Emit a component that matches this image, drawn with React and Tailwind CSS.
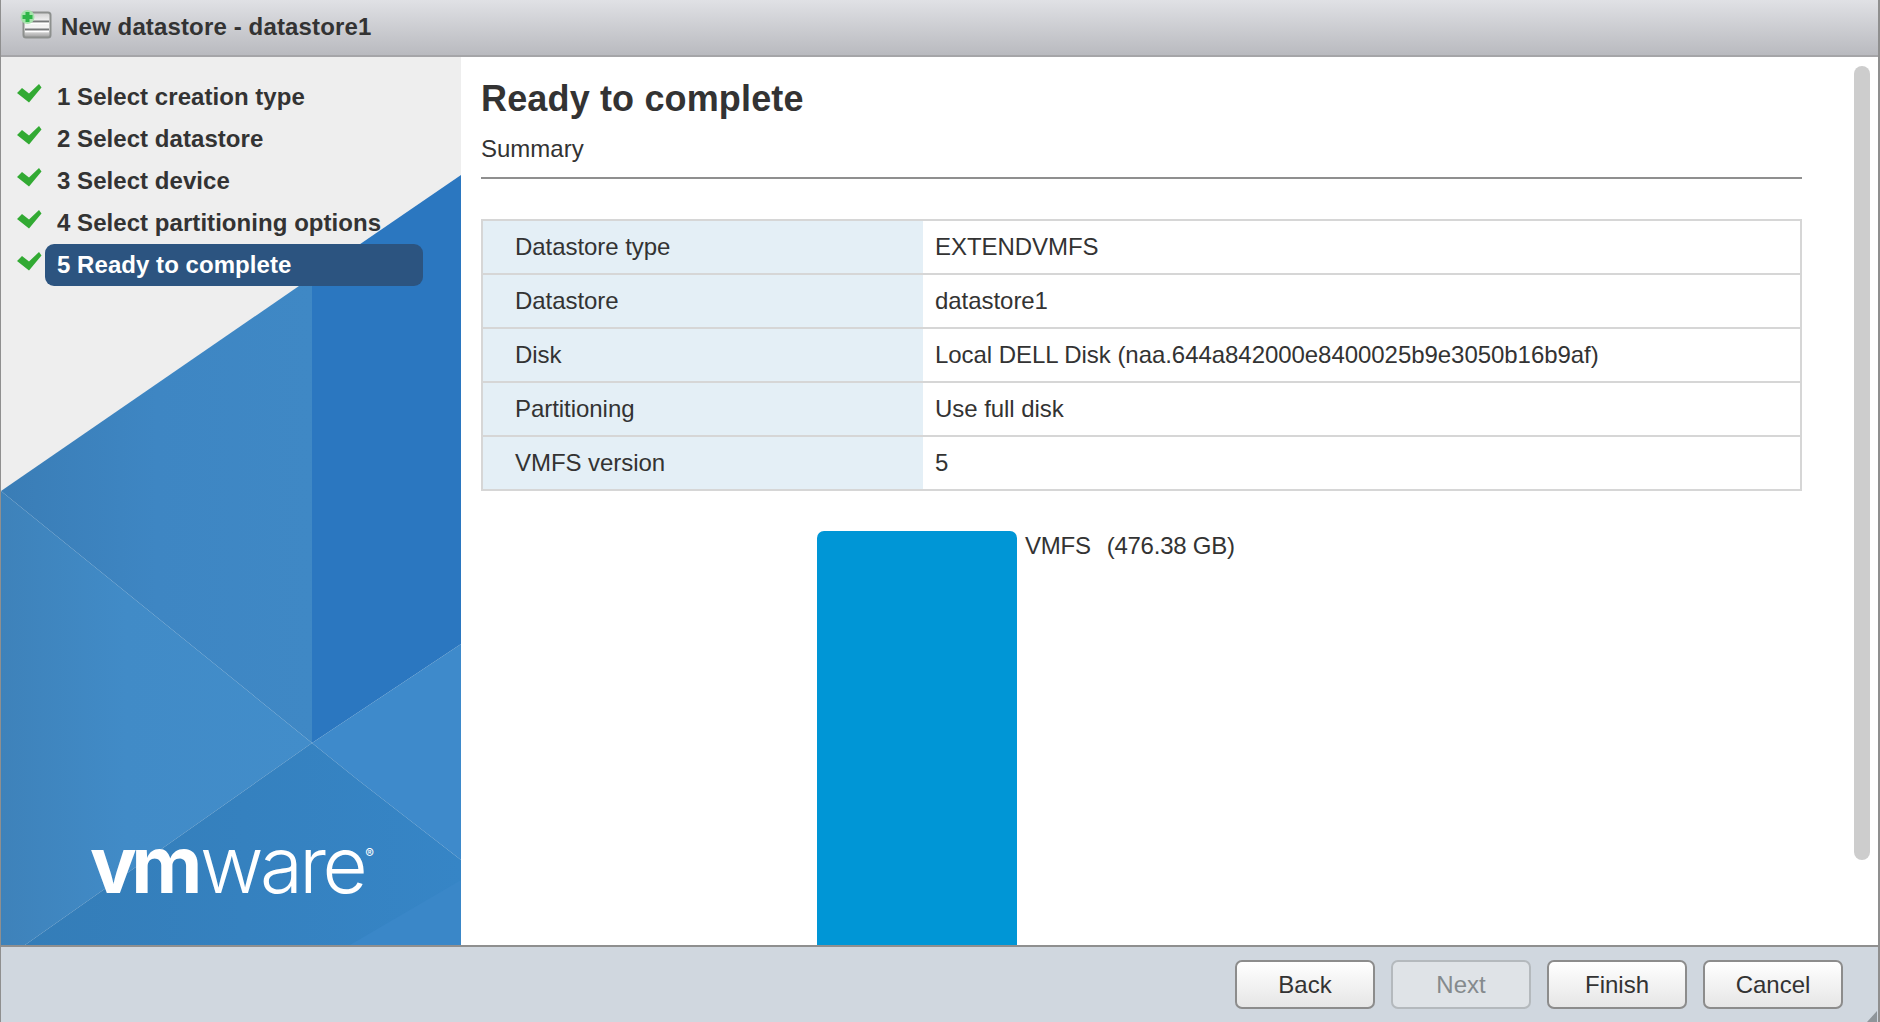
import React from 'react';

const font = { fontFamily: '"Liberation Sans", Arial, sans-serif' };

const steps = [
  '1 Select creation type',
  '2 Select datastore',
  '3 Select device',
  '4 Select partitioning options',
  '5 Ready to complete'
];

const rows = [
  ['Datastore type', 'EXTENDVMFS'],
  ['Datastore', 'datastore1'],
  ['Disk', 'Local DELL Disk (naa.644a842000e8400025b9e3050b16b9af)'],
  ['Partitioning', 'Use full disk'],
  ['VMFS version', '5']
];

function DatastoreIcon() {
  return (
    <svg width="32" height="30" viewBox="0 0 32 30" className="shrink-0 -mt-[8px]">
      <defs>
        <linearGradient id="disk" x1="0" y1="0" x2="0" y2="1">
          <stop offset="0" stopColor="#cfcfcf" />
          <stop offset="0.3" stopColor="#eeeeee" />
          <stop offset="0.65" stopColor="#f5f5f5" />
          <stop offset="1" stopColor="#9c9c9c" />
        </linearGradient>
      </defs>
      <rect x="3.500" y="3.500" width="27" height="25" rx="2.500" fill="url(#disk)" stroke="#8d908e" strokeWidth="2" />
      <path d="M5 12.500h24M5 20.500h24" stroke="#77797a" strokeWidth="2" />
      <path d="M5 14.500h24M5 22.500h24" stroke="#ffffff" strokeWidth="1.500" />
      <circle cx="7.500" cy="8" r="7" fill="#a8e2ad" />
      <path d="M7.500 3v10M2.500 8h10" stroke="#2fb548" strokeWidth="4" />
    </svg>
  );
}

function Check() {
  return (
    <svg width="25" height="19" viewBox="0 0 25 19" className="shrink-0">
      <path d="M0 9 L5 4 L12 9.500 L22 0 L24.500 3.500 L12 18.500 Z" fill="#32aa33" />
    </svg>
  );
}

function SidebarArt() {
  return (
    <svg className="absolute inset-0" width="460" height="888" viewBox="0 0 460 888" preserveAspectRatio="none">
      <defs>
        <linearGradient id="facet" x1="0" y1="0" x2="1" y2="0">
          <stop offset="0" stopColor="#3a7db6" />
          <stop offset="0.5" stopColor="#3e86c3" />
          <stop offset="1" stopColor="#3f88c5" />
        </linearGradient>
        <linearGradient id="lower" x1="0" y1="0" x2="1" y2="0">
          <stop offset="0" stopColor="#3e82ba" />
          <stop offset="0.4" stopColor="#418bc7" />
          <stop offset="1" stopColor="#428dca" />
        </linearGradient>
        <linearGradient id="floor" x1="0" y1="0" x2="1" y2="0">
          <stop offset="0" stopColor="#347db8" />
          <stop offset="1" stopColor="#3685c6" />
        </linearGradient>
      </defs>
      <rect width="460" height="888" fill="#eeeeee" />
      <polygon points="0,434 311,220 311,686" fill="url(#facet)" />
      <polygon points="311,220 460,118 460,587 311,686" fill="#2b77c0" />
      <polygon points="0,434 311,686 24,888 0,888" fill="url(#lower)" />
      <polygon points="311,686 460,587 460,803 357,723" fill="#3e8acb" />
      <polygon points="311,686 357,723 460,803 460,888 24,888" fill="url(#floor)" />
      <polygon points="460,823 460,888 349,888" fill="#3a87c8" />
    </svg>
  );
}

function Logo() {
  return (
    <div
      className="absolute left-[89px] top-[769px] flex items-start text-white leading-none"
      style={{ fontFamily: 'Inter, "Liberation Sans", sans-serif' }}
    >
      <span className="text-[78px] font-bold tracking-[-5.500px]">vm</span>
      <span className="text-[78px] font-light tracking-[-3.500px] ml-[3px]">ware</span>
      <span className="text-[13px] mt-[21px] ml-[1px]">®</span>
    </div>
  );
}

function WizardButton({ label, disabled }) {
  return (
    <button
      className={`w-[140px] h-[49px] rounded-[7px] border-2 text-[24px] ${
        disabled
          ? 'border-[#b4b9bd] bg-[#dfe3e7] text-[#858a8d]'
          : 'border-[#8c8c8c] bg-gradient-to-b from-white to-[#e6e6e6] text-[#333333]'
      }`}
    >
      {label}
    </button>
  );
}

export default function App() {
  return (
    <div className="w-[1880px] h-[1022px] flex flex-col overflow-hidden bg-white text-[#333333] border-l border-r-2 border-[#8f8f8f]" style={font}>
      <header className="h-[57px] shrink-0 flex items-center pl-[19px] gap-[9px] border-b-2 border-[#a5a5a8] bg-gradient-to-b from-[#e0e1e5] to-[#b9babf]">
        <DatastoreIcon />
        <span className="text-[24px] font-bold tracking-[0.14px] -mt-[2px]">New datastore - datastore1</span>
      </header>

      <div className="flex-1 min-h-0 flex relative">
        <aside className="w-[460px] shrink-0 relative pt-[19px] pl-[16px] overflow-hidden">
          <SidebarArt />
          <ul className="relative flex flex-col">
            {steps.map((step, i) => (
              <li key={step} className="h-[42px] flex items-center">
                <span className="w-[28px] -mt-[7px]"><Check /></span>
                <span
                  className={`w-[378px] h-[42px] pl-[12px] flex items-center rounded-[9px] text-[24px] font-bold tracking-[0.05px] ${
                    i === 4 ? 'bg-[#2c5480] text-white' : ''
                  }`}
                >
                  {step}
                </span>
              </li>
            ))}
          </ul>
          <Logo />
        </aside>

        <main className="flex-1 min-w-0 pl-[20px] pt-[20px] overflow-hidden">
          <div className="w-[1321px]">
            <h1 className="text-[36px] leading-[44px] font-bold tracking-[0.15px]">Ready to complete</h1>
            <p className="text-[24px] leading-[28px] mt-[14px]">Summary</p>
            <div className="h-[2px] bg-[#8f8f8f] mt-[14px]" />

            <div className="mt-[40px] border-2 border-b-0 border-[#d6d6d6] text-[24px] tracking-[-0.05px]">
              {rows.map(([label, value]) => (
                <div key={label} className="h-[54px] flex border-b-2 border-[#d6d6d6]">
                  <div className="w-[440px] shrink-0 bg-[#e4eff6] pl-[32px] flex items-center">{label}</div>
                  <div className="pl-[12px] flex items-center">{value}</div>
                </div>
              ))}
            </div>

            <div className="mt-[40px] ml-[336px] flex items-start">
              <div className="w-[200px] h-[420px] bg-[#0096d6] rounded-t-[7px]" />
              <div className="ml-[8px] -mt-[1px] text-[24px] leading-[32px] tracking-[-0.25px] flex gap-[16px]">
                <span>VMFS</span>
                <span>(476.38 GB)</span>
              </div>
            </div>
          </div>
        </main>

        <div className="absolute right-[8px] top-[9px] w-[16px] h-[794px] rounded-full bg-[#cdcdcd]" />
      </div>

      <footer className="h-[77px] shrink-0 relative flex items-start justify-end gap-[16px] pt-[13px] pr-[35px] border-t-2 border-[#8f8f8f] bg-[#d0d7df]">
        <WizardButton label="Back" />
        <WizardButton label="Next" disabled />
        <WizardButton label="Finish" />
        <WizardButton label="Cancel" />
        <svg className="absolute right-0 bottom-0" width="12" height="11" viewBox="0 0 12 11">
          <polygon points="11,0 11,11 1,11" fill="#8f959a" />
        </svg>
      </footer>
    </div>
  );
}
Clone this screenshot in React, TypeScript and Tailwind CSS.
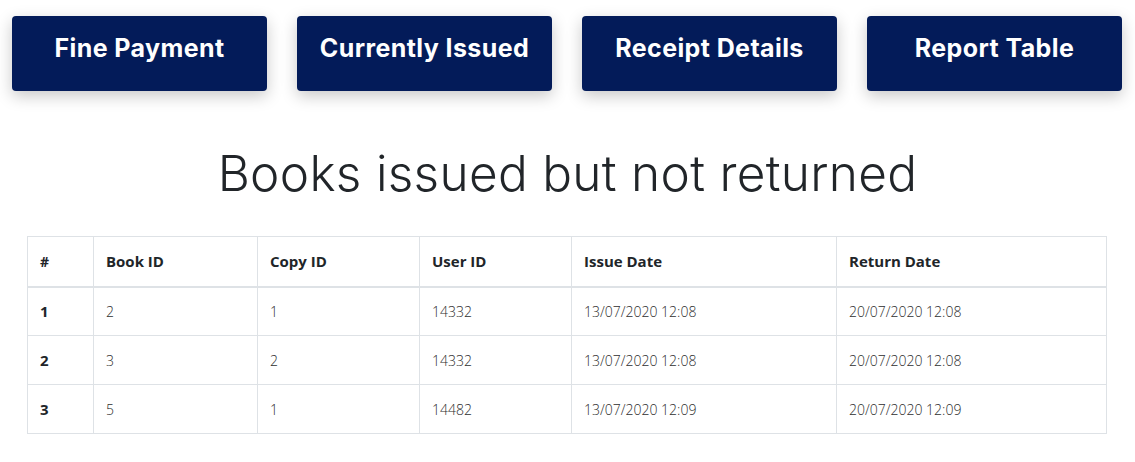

________

THE PROBLEM:
Pick out and copy the lines of the material that include the word "React".

ANSWER TO THE EXERCISE:
Emit a component that matches this image, drawn with React and Tailwind CSS.
import React from 'react';
Clone this screenshot in React, TypeScript and Tailwind CSS.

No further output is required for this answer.